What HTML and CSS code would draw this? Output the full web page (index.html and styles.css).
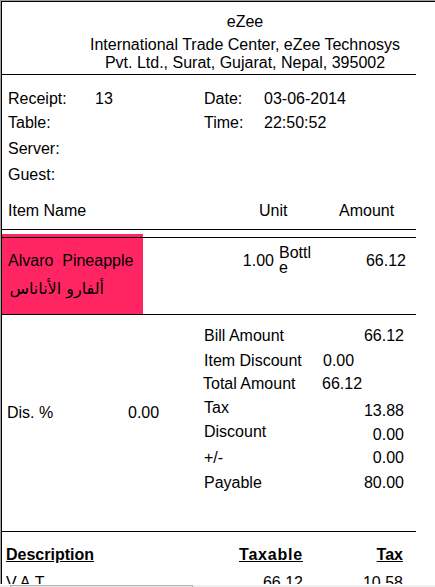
FILE: index.html
```html
<!DOCTYPE html>
<html>
<head>
<meta charset="utf-8">
<title>Receipt</title>
<link rel="stylesheet" href="styles.css">
</head>
<body>
<div class="viewport">
  <div class="frame">
    <div class="receipt">
      <header class="head">
        <div class="brand">eZee</div>
        <div class="addr">International Trade Center, eZee Technosys</div>
        <div class="addr">Pvt. Ltd., Surat, Gujarat, Nepal, 395002</div>
      </header>

      <section class="info">
        <span>Receipt:</span><span>13</span><span>Date:</span><span>03-06-2014</span>
        <span>Table:</span><span></span><span>Time:</span><span>22:50:52</span>
        <span>Server:</span><span></span><span></span><span></span>
        <span>Guest:</span><span></span><span></span><span></span>
      </section>

      <section class="items-head">
        <span class="ih-name">Item Name</span>
        <span class="ih-unit">Unit</span>
        <span class="ih-amount">Amount</span>
      </section>

      <section class="item-row">
        <div class="rule-over"></div>
        <div class="item-name">
          <div>Alvaro&nbsp; Pineapple</div>
          <div class="arabic" dir="rtl">ألفارو الأناناس</div>
        </div>
        <div class="item-qty">1.00</div>
        <div class="item-unit">Bottle</div>
        <div class="item-amount">66.12</div>
      </section>

      <section class="summary">
        <div class="disc">
          <span class="disc-label">Dis. %</span>
          <span class="disc-val">0.00</span>
        </div>
        <div class="totals">
          <div class="trow h25"><span class="tl">Bill Amount</span><span class="tv right">66.12</span></div>
          <div class="trow h23"><span class="tl">Item Discount</span><span class="tv">0.00</span></div>
          <div class="trow h24"><span class="tl shift">Total Amount</span><span class="tv">66.12</span></div>
          <div class="trow h24"><span class="tl">Tax</span><span class="tv right low">13.88</span></div>
          <div class="trow h26"><span class="tl">Discount</span><span class="tv right low">0.00</span></div>
          <div class="trow h25"><span class="tl">+/-</span><span class="tv right">0.00</span></div>
          <div class="trow h24"><span class="tl">Payable</span><span class="tv right">80.00</span></div>
        </div>
      </section>

      <section class="taxes">
        <span class="th th-desc">Description</span>
        <span class="th th-num wide">Taxable</span>
        <span class="th th-num">Tax</span>
        <span class="td">V.A.T</span>
        <span class="td td-num">66.12</span>
        <span class="td td-num">10.58</span>
      </section>
    </div>
  </div>
  <div class="hscroll"><div class="thumb"></div></div>
</div>
</body>
</html>
```

FILE: styles.css
```css
html, body {
  margin: 0;
  padding: 0;
  background: #fff;
}

body {
  font-family: "Liberation Sans", Arial, sans-serif;
  font-size: 16px;
  line-height: 18px;
  color: #000;
}

.viewport {
  height: 587px;
  overflow: hidden;
}

.frame {
  height: 583px;
  overflow: hidden;
  border-top: 1px solid #a0a0a0;
  border-left: 1px solid #a0a0a0;
}

.receipt {
  border-top: 1px solid #000;
  border-left: 1px solid #000;
  padding-right: 19px;
  padding-bottom: 20px;
}

/* header */
.head {
  padding: 11px 0 2px 72px;
  text-align: center;
  border-bottom: 1px solid #000;
}

.brand {
  margin-bottom: 5px;
}

/* info grid */
.info {
  display: grid;
  grid-template-columns: 87px 109px 60px auto;
  grid-template-rows: 24px 26px 26px 26px;
  padding: 15px 0 0 6px;
}

/* items header */
.items-head {
  display: flex;
  padding: 10px 0 9px 6px;
  border-bottom: 1px solid #000;
}

.ih-name { width: 251px; }
.ih-unit { width: 80px; }

/* item row */
.item-row {
  position: relative;
  display: flex;
  height: 80px;
  margin-top: 4px;
  border-bottom: 1px solid #000;
}

.rule-over {
  position: absolute;
  left: 0;
  right: 0;
  top: 3px;
  height: 1px;
  background: #000;
}

.item-name {
  width: 135px;
  padding: 18px 0 0 6px;
  background: #ff2563;
}

.arabic {
  font-family: "DejaVu Sans", "Noto Sans", sans-serif;
  font-size: 16px;
  line-height: 18px;
  margin-top: 10px;
  text-align: right;
  width: 96px;
}

.item-qty {
  width: 131px;
  padding-top: 18px;
  text-align: right;
}

.item-unit {
  width: 33px;
  margin-left: 5px;
  padding-top: 11px;
  line-height: 15px;
  word-break: break-all;
}

.item-amount {
  width: 94px;
  padding-top: 18px;
  text-align: right;
}

/* summary */
.summary {
  display: flex;
  padding-bottom: 33px;
  border-bottom: 1px solid #000;
}

.disc {
  width: 195px;
  padding: 89px 0 0 5px;
  display: flex;
  align-items: flex-start;
}

.disc-label { width: 121px; }

.totals {
  width: 202px;
  padding: 12px 0 0 2px;
}

.trow {
  display: flex;
}

.h23 { height: 23px; }
.h24 { height: 24px; }
.h25 { height: 25px; }
.h26 { height: 26px; }

.tl { width: 119px; }
.tl.shift { margin-left: -1px; }

.tv.right {
  width: 81px;
  text-align: right;
}
.tv.low { padding-top: 3px; }

/* taxes */
.taxes {
  display: grid;
  grid-template-columns: 233px 64px 100px;
  grid-template-rows: 28px 18px;
  padding: 14px 0 0 4px;
}

.th {
  font-weight: bold;
  text-decoration: underline;
}

.th.wide { letter-spacing: 0.8px; }

.th-desc { justify-self: start; }
.th-num { justify-self: end; }

.td-num { text-align: right; }

/* fake horizontal scrollbar */
.hscroll {
  height: 2px;
  margin-top: 1px;
  background: #f0f0f0;
}

.thumb {
  margin-left: 10px;
  width: 181px;
  height: 1px;
  border: 1px solid #b4b4b4;
  border-bottom: 0;
  background: #e6e6e6;
}
```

________________

**Requirements**
Which lines contain the word "index"? Copy each of them.

**Task solution**
What HTML and CSS code would draw this? Output the full web page (index.html and styles.css).
FILE: index.html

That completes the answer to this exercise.